## Information provided:

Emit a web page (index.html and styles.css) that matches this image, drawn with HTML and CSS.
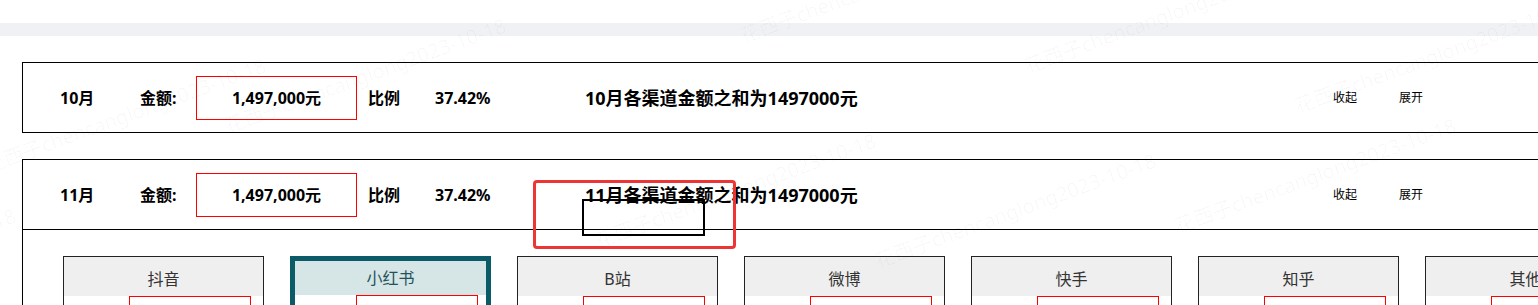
FILE: index.html
```html
<!DOCTYPE html>
<html lang="zh-CN">
<head>
    <meta charset="UTF-8">
    <title>渠道金额统计</title>
    <link rel="stylesheet" href="styles.css">
</head>
<body>

<div class="top-bar"></div>

<div class="month-list">
    <!-- 10月 (收起状态) -->
    <div class="month-card">
        <div class="month-head">
            <span class="month">10月</span>
            <span class="label">金额:</span>
            <div class="amount">1,497,000元</div>
            <span class="ratio-label">比例</span>
            <span class="ratio">37.42%</span>
            <span class="summary">10月各渠道金额之和为1497000元</span>
            <a class="toggle">收起</a>
            <a class="toggle">展开</a>
        </div>
    </div>

    <!-- 11月 (展开状态) -->
    <div class="month-card">
        <div class="month-head has-body">
            <span class="month">11月</span>
            <span class="label">金额:</span>
            <div class="amount">1,497,000元</div>
            <span class="ratio-label">比例</span>
            <span class="ratio">37.42%</span>
            <span class="summary">11月各渠道金额之和为1497000元</span>
            <a class="toggle">收起</a>
            <a class="toggle">展开</a>
        </div>
        <div class="channel-list">
            <div class="channel">
                <div class="channel-name">抖音</div>
                <div class="channel-body"><div class="channel-input"></div></div>
            </div>
            <div class="channel active">
                <div class="channel-name">小红书</div>
                <div class="channel-body"><div class="channel-input"></div></div>
            </div>
            <div class="channel">
                <div class="channel-name">B站</div>
                <div class="channel-body"><div class="channel-input"></div></div>
            </div>
            <div class="channel">
                <div class="channel-name">微博</div>
                <div class="channel-body"><div class="channel-input"></div></div>
            </div>
            <div class="channel">
                <div class="channel-name">快手</div>
                <div class="channel-body"><div class="channel-input"></div></div>
            </div>
            <div class="channel">
                <div class="channel-name">知乎</div>
                <div class="channel-body"><div class="channel-input"></div></div>
            </div>
            <div class="channel">
                <div class="channel-name">其他</div>
                <div class="channel-body"><div class="channel-input"></div></div>
            </div>
        </div>
    </div>
</div>

<!-- 标注框 -->
<div class="mark mark-red"></div>
<div class="mark mark-black"></div>

<!-- 水印 -->
<div class="watermark">
    <span style="left:745px; top:20px">花西子chencanglong2023-10-18</span>
    <span style="left:1030px; top:50px">花西子chencanglong2023-10-18</span>
    <span style="left:1300px; top:90px">花西子chencanglong2023-10-18</span>
    <span style="left:-10px; top:150px">花西子chencanglong2023-10-18</span>
    <span style="left:230px; top:110px">花西子chencanglong2023-10-18</span>
    <span style="left:600px; top:225px">花西子chencanglong2023-10-18</span>
    <span style="left:880px; top:245px">花西子chencanglong2023-10-18</span>
    <span style="left:-260px; top:300px">花西子chencanglong2023-10-18</span>
    <span style="left:1180px; top:210px">花西子chencanglong2023-10-18</span>
</div>

</body>
</html>
```

FILE: styles.css
```css
html, body { margin: 0; padding: 0; }
body { font-family: "Noto Sans", "Noto Sans CJK SC", sans-serif; color: #000; background: #fff; overflow: hidden; height: 305px; position: relative; }

.top-bar { height: 13px; margin-top: 23px; background-color: #f0f1f5; }

.month-list { padding: 26px 0 0 22px; }
.month-card { width: 1560px; border: 1px solid #000; margin-bottom: 26px; }
.month-head { display: flex; align-items: center; height: 69px; padding-left: 37px; font-size: 16px; font-weight: bold; line-height: 1; }
.month-head.has-body { border-bottom: 1px solid #000; }
.month { width: 80px; flex-shrink: 0; }
.label { width: 56px; flex-shrink: 0; }
.amount { width: 161px; height: 44px; box-sizing: border-box; border: 1px solid #f00; display: flex; align-items: center; justify-content: center; flex-shrink: 0; }
.ratio-label { width: 67px; margin-left: 11px; flex-shrink: 0; }
.ratio { width: 150px; flex-shrink: 0; }
.summary { width: 748px; font-size: 18px; flex-shrink: 0; }
.toggle { width: 66px; font-size: 12px; font-weight: normal; cursor: pointer; flex-shrink: 0; }

.channel-list { display: flex; gap: 26px; padding: 26px 0 0 40px; }
.channel { width: 201px; flex-shrink: 0; box-sizing: border-box; border: 1px solid #222; }
.channel-name { height: 39px; line-height: 44px; text-align: center; background-color: #efefef; font-size: 16px; color: #333; overflow: hidden; }
.channel-body { padding-left: 65px; height: 60px; }
.channel-input { width: 122px; height: 32px; box-sizing: border-box; border: 1px solid #f00; }

.channel.active { border: 5px solid #0b5a68; }
.channel.active .channel-name { height: 34px; line-height: 34px; background-color: #d6e5e6; color: #24525b; }
.channel.active .channel-body { padding-left: 61px; }

.mark { position: absolute; box-sizing: border-box; pointer-events: none; }
.mark-red { left: 533px; top: 180px; width: 203px; height: 69px; border: 3px solid #ee3535; border-radius: 4px; }
.mark-black { left: 582px; top: 199px; width: 123px; height: 37px; border: 2px solid #000; }

.watermark { position: absolute; left: 0; top: 0; right: 0; bottom: 0; pointer-events: none; overflow: hidden; }
.watermark span { position: absolute; white-space: nowrap; font-size: 20px; color: rgba(0, 0, 0, 0.03); transform: rotate(-20deg); transform-origin: left bottom; }
```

## Task statement:
Copy all the data exactly as written, but skip any picture.

## Answer to this exercise:
Emit a web page (index.html and styles.css) that matches this image, drawn with HTML and CSS.
FILE: index.html
```html
<!DOCTYPE html>
<html lang="zh-CN">
<head>
    <meta charset="UTF-8">
    <title>渠道金额统计</title>
    <link rel="stylesheet" href="styles.css">
</head>
<body>

<div class="top-bar"></div>

<div class="month-list">
    <!-- 10月 (收起状态) -->
    <div class="month-card">
        <div class="month-head">
            <span class="month">10月</span>
            <span class="label">金额:</span>
            <div class="amount">1,497,000元</div>
            <span class="ratio-label">比例</span>
            <span class="ratio">37.42%</span>
            <span class="summary">10月各渠道金额之和为1497000元</span>
            <a class="toggle">收起</a>
            <a class="toggle">展开</a>
        </div>
    </div>

    <!-- 11月 (展开状态) -->
    <div class="month-card">
        <div class="month-head has-body">
            <span class="month">11月</span>
            <span class="label">金额:</span>
            <div class="amount">1,497,000元</div>
            <span class="ratio-label">比例</span>
            <span class="ratio">37.42%</span>
            <span class="summary">11月各渠道金额之和为1497000元</span>
            <a class="toggle">收起</a>
            <a class="toggle">展开</a>
        </div>
        <div class="channel-list">
            <div class="channel">
                <div class="channel-name">抖音</div>
                <div class="channel-body"><div class="channel-input"></div></div>
            </div>
            <div class="channel active">
                <div class="channel-name">小红书</div>
                <div class="channel-body"><div class="channel-input"></div></div>
            </div>
            <div class="channel">
                <div class="channel-name">B站</div>
                <div class="channel-body"><div class="channel-input"></div></div>
            </div>
            <div class="channel">
                <div class="channel-name">微博</div>
                <div class="channel-body"><div class="channel-input"></div></div>
            </div>
            <div class="channel">
                <div class="channel-name">快手</div>
                <div class="channel-body"><div class="channel-input"></div></div>
            </div>
            <div class="channel">
                <div class="channel-name">知乎</div>
                <div class="channel-body"><div class="channel-input"></div></div>
            </div>
            <div class="channel">
                <div class="channel-name">其他</div>
                <div class="channel-body"><div class="channel-input"></div></div>
            </div>
        </div>
    </div>
</div>

<!-- 标注框 -->
<div class="mark mark-red"></div>
<div class="mark mark-black"></div>

<!-- 水印 -->
<div class="watermark">
    <span style="left:745px; top:20px">花西子chencanglong2023-10-18</span>
    <span style="left:1030px; top:50px">花西子chencanglong2023-10-18</span>
    <span style="left:1300px; top:90px">花西子chencanglong2023-10-18</span>
    <span style="left:-10px; top:150px">花西子chencanglong2023-10-18</span>
    <span style="left:230px; top:110px">花西子chencanglong2023-10-18</span>
    <span style="left:600px; top:225px">花西子chencanglong2023-10-18</span>
    <span style="left:880px; top:245px">花西子chencanglong2023-10-18</span>
    <span style="left:-260px; top:300px">花西子chencanglong2023-10-18</span>
    <span style="left:1180px; top:210px">花西子chencanglong2023-10-18</span>
</div>

</body>
</html>
```

FILE: styles.css
```css
html, body { margin: 0; padding: 0; }
body { font-family: "Noto Sans", "Noto Sans CJK SC", sans-serif; color: #000; background: #fff; overflow: hidden; height: 305px; position: relative; }

.top-bar { height: 13px; margin-top: 23px; background-color: #f0f1f5; }

.month-list { padding: 26px 0 0 22px; }
.month-card { width: 1560px; border: 1px solid #000; margin-bottom: 26px; }
.month-head { display: flex; align-items: center; height: 69px; padding-left: 37px; font-size: 16px; font-weight: bold; line-height: 1; }
.month-head.has-body { border-bottom: 1px solid #000; }
.month { width: 80px; flex-shrink: 0; }
.label { width: 56px; flex-shrink: 0; }
.amount { width: 161px; height: 44px; box-sizing: border-box; border: 1px solid #f00; display: flex; align-items: center; justify-content: center; flex-shrink: 0; }
.ratio-label { width: 67px; margin-left: 11px; flex-shrink: 0; }
.ratio { width: 150px; flex-shrink: 0; }
.summary { width: 748px; font-size: 18px; flex-shrink: 0; }
.toggle { width: 66px; font-size: 12px; font-weight: normal; cursor: pointer; flex-shrink: 0; }

.channel-list { display: flex; gap: 26px; padding: 26px 0 0 40px; }
.channel { width: 201px; flex-shrink: 0; box-sizing: border-box; border: 1px solid #222; }
.channel-name { height: 39px; line-height: 44px; text-align: center; background-color: #efefef; font-size: 16px; color: #333; overflow: hidden; }
.channel-body { padding-left: 65px; height: 60px; }
.channel-input { width: 122px; height: 32px; box-sizing: border-box; border: 1px solid #f00; }

.channel.active { border: 5px solid #0b5a68; }
.channel.active .channel-name { height: 34px; line-height: 34px; background-color: #d6e5e6; color: #24525b; }
.channel.active .channel-body { padding-left: 61px; }

.mark { position: absolute; box-sizing: border-box; pointer-events: none; }
.mark-red { left: 533px; top: 180px; width: 203px; height: 69px; border: 3px solid #ee3535; border-radius: 4px; }
.mark-black { left: 582px; top: 199px; width: 123px; height: 37px; border: 2px solid #000; }

.watermark { position: absolute; left: 0; top: 0; right: 0; bottom: 0; pointer-events: none; overflow: hidden; }
.watermark span { position: absolute; white-space: nowrap; font-size: 20px; color: rgba(0, 0, 0, 0.03); transform: rotate(-20deg); transform-origin: left bottom; }
```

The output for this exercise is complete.